In fact, Hillary will be doing Bill a favor by running. A Hillary presidency would be as much Bill’s third term as Hillary’s first. And it’s a third term he desperately wants.  

In The Amateur, Ed Klein recounts an episode in the summer of 2011 in which Bill, with a few friends watching, begs Hillary to challenge Obama for the 2012 Democratic nomination.

What’s interesting about the exchange is not that Bill tries to convince Hillary to run — it’s common knowledge that he yearns to be back in the White House and that he loathes Obama — or that Hillary ultimately decided not to run. Rather, it was Hillary’s reaction: she appeared to consider the idea of running against her boss. According to Klein’s witness, even Chelsea came down on the side of her mother challenging the sitting president.

The Presidency or Bust
Hillary feels she is entitled to the presidency. She wants to claim what she feels is owed to her for everything she has done over the last 35 years, from following Bill to Arkansas, to cleaning up his messes and defending his every indiscretion. After all that, she won’t settle for any of the alternative positions someone of her stature would be expected to take — philanthropist, foundation head or college president.

It is well known that Bill decided he wanted to become president at age 16, when he met President Kennedy at the White House. Hillary has said she was raised to become the first woman Supreme Court justice. But there have been four women on the court now. If Hillary were nominated to the court, it would be interesting, but not trailblazing. Only the presidency will do.

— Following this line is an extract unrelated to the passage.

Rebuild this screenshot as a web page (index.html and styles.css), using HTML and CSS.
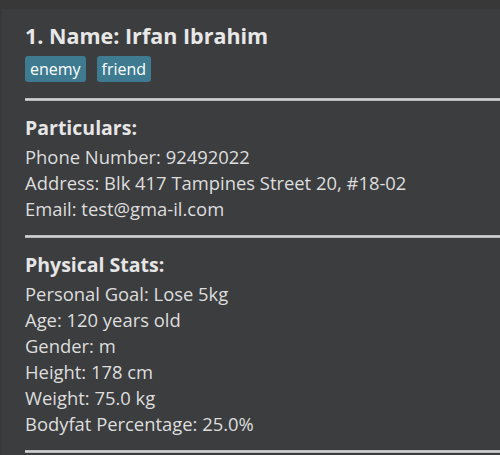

The Clintons are narcissists who cannot live without the power and prestige that only the presidency can bestow. As David Rupert, Hillary’s first serious boyfriend once said, “Self-advancement is all they’ve ever cared about. Ambition is the word most often used by those who know her best. There was always the perfectionist, the drive, always the ambition.”

When Hillary announced her intention to run for president in 2008, she wrote, “I’m in, and I’m in to win.” But she didn’t mean just for 2008. She’s in to win, and she’s in until she wins.